But it fails to stop the pwq->mayday_node requeuing in the rescuer, and
the commit2 e66b39af00f4 ("workqueue: Fix pwq ref leak in
rescuer_thread()") fixes it by checking wq->rescuer which is the result
of commit1.
Both commits together really fix spurious sanity check failures caused
by the rescuer, but they both use a convoluted method by relying on
wq->rescuer state rather than the real count of work items.
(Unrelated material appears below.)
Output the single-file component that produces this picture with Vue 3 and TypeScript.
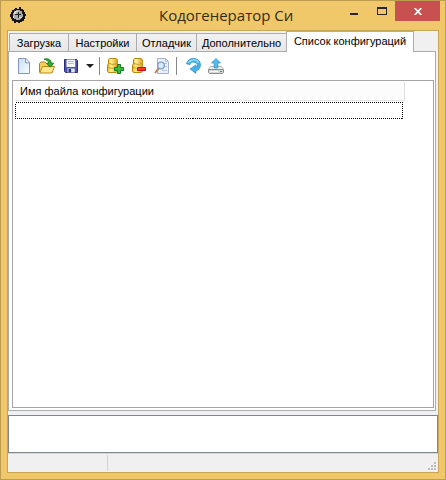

Actually __WQ_DESTROYING and drain_workqueue() together already stop
send_mayday() by draining all the work items and ensuring no new work
item requeuing.
And the more proper fix to stop the pwq->mayday_node requeuing in the
rescuer is from commit3 4f3f4cf388f8 ("workqueue: avoid unneeded
requeuing the pwq in rescuer thread") and renders the checking of
wq->rescuer in commit2 unnecessary.
So __WQ_DESTROYING, drain_workqueue() and commit3 together fix spurious
sanity check failures introduced by the rescuer.
Just remove the convoluted code of using wq->rescuer.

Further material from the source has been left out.